YOUR INSTRUCTIONS >> Exactly repeat the material, dropping only the pictures.

DATA BLOCK >>

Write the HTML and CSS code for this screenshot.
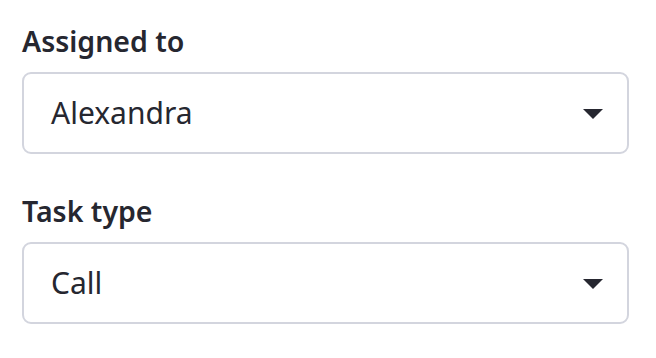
FILE: index.html
```html
<!DOCTYPE html>
<html lang="en">
<head>
  <meta charset="UTF-8">
  <title>Task form</title>
  <link rel="stylesheet" href="styles.css">
</head>
<body>

  <div class="form">
    <div class="field">
      <label class="field-label">Assigned to</label>
      <div class="select-box">
        <span class="select-value">Alexandra</span>
        <svg class="caret" width="20" height="10" viewBox="0 0 20 10"><path d="M0 0 L20 0 L10 10 Z" fill="#262730"/></svg>
      </div>
    </div>

    <div class="field">
      <label class="field-label">Task type</label>
      <div class="select-box">
        <span class="select-value">Call</span>
        <svg class="caret" width="20" height="10" viewBox="0 0 20 10"><path d="M0 0 L20 0 L10 10 Z" fill="#262730"/></svg>
      </div>
    </div>
  </div>

</body>
</html>
```

FILE: styles.css
```css
body {
  font-family: 'Noto Sans', 'Open Sans', sans-serif;
  margin: 0;
  padding: 0;
  background-color: white;
  color: #262730;
}

.form {
  display: flex;
  flex-direction: column;
  gap: 35px;
  padding: 19px 27px 0 22px;
}

.field {
  display: flex;
  flex-direction: column;
}

.field-label {
  font-size: 28.5px;
  font-weight: 600;
  line-height: 44px;
  margin-bottom: 9px;
}

.select-box {
  display: flex;
  justify-content: space-between;
  align-items: center;
  height: 78px;
  border: 2px solid #d3d5de;
  border-radius: 9px;
  padding: 0 24px 0 27px;
}

.select-value {
  font-size: 30px;
  line-height: 40px;
}

.caret {
  display: block;
  margin-top: 1px;
}
```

FULL RESPONSE >>
Write the HTML and CSS code for this screenshot.
FILE: index.html
```html
<!DOCTYPE html>
<html lang="en">
<head>
  <meta charset="UTF-8">
  <title>Task form</title>
  <link rel="stylesheet" href="styles.css">
</head>
<body>

  <div class="form">
    <div class="field">
      <label class="field-label">Assigned to</label>
      <div class="select-box">
        <span class="select-value">Alexandra</span>
        <svg class="caret" width="20" height="10" viewBox="0 0 20 10"><path d="M0 0 L20 0 L10 10 Z" fill="#262730"/></svg>
      </div>
    </div>

    <div class="field">
      <label class="field-label">Task type</label>
      <div class="select-box">
        <span class="select-value">Call</span>
        <svg class="caret" width="20" height="10" viewBox="0 0 20 10"><path d="M0 0 L20 0 L10 10 Z" fill="#262730"/></svg>
      </div>
    </div>
  </div>

</body>
</html>
```

FILE: styles.css
```css
body {
  font-family: 'Noto Sans', 'Open Sans', sans-serif;
  margin: 0;
  padding: 0;
  background-color: white;
  color: #262730;
}

.form {
  display: flex;
  flex-direction: column;
  gap: 35px;
  padding: 19px 27px 0 22px;
}

.field {
  display: flex;
  flex-direction: column;
}

.field-label {
  font-size: 28.5px;
  font-weight: 600;
  line-height: 44px;
  margin-bottom: 9px;
}

.select-box {
  display: flex;
  justify-content: space-between;
  align-items: center;
  height: 78px;
  border: 2px solid #d3d5de;
  border-radius: 9px;
  padding: 0 24px 0 27px;
}

.select-value {
  font-size: 30px;
  line-height: 40px;
}

.caret {
  display: block;
  margin-top: 1px;
}
```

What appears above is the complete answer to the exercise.